Homer, as the written final stage of an oral tradition stretching back centuries, preserved layers of dialect, vocabulary and grammar that were archaic by the time of writing. The Greeks then continued to write epic poetry in the Homeric idiom till the end of antiquity. In Western Europe, not only did the Roman Church stick with Latin for well over a millennium after Latin ceased being, in the ordinary sense, a living language, but Western Europeans wrote vast quantities of new Latin prose and poetry. The churches of the East have preserved Scriptures and liturgies in archaic forms of Greek, Russian, Coptic, etc, just as Jews, Muslims and Hindus have preserved biblical Hebrew, classical Arabic, Sanskrit, for their own sacred texts.

At its first stage, the King James Bible, like Luther’s German Bible, was a break with this veneration of the power of archaic language, an affirmation of the newness, the immediacy of Scripture. Of course, Scripture is dead to those who see it only as a legacy, a tradition. But it is also that, and who would be so bold as to claim that all those Western Christians hewing to Latin, all those further East hewing to the old languages, through thick and thin, have, over so many centuries, been revering nothing but dry bones?

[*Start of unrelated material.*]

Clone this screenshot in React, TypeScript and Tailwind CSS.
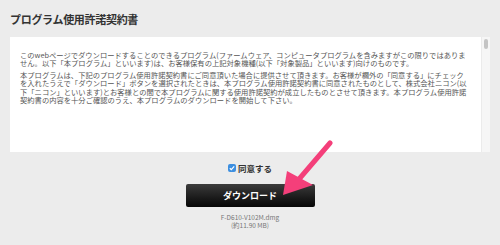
import React from "react";

const font = { fontFamily: '"Noto Sans CJK JP", "Noto Sans", sans-serif' };

const para1 = [
  "このwebページでダウンロードすることのできるプログラム(ファームウェア、コンピュータプログラムを含みますがこの限りではありま",
  "せん。以下「本プログラム」といいます)は、お客様保有の上記対象機種(以下「対象製品」といいます)向けのものです。",
];

const para2 = [
  "本プログラムは、下記のプログラム使用許諾契約書にご同意頂いた場合に提供させて頂きます。お客様が欄外の「同意する」にチェック",
  "を入れたうえで「ダウンロード」ボタンを選択されたときは、本プログラム使用許諾契約書に同意されたものとして、株式会社ニコン(以",
  "下「ニコン」といいます)とお客様との間で本プログラムに関する使用許諾契約が成立したものとさせて頂きます。本プログラム使用許諾",
  "契約書の内容を十分ご確認のうえ、本プログラムのダウンロードを開始して下さい。",
];

const Lines = ({ lines }: { lines: string[] }) => (
  <div className="text-[7.3px] leading-[8.4px] text-[#555]">
    {lines.map((l, i) => (
      <div key={i} className="h-[8.4px] whitespace-nowrap">
        {l}
      </div>
    ))}
  </div>
);

export default function App() {
  return (
    <div className="relative w-[500px] h-[245px] overflow-hidden bg-[#ececec] px-[10px] pt-[13px]" style={font}>
      <h1 className="h-[12px] text-[11px] leading-[12px] font-bold text-[#333] tracking-[-0.3px]">プログラム使用許諾契約書</h1>

      {/* agreement box */}
      <div className="mt-[12px] flex h-[115px] w-[480px] bg-white">
        <div className="flex-1 pl-[10px] pt-[14px]">
          <Lines lines={para1} />
          <div className="mt-[3px]">
            <Lines lines={para2} />
          </div>
        </div>
        <div className="w-[9px] border-l border-[#ebebeb] bg-[#f6f6f6] pt-[2px]">
          <div className="mx-auto h-[10px] w-[4px] rounded-full bg-[#c4c4c4]" />
        </div>
      </div>

      <div className="flex flex-col items-center">
        <label className="mt-[11px] flex items-center gap-[2px]">
          <span className="flex h-[8px] w-[8px] items-center justify-center rounded-[2px] bg-[#3d8fe0]">
            <svg viewBox="0 0 8 8" className="h-[8px] w-[8px]">
              <path d="M1.8 4.2 L3.3 5.6 L6.2 2.4" fill="none" stroke="white" strokeWidth="1.2" />
            </svg>
          </span>
          <span className="text-[8.5px] leading-[10px] font-bold text-[#333]">同意する</span>
        </label>

        <button className="mt-[11px] flex h-[23px] w-[129px] items-center justify-center rounded-[2px] bg-gradient-to-b from-[#3c3c3c] to-[#070707] text-[9px] font-bold text-white">
          ダウンロード
        </button>

        <div className="mt-[7px] text-center text-[6.5px] leading-[7.5px] text-[#777]">
          <div>F-D610-V102M.dmg</div>
          <div>(約11.90 MB)</div>
        </div>
      </div>

      {/* annotation arrow */}
      <svg className="absolute left-[280px] top-[140px]" width="55" height="60" viewBox="0 0 55 60">
        <line x1="50" y1="3" x2="20" y2="38" stroke="#f43f7a" strokeWidth="5" strokeLinecap="round" />
        <polygon points="3,55 7,31 33,45" fill="#f43f7a" />
      </svg>
    </div>
  );
}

There is a strange inversion in the work of the early Anglicans and of Luther now itself taking on the majesty of ancient language. But I think that we would be wiser to say that the Reformers wrought better than they knew, and so to preserve in the living stream, through reading, study and worship, their now-old language, than to claim to be honouring the Reformers’ spirit by discarding their work in favour of prayers and Scripture in our own idiom, for which we otherwise show so little reverence.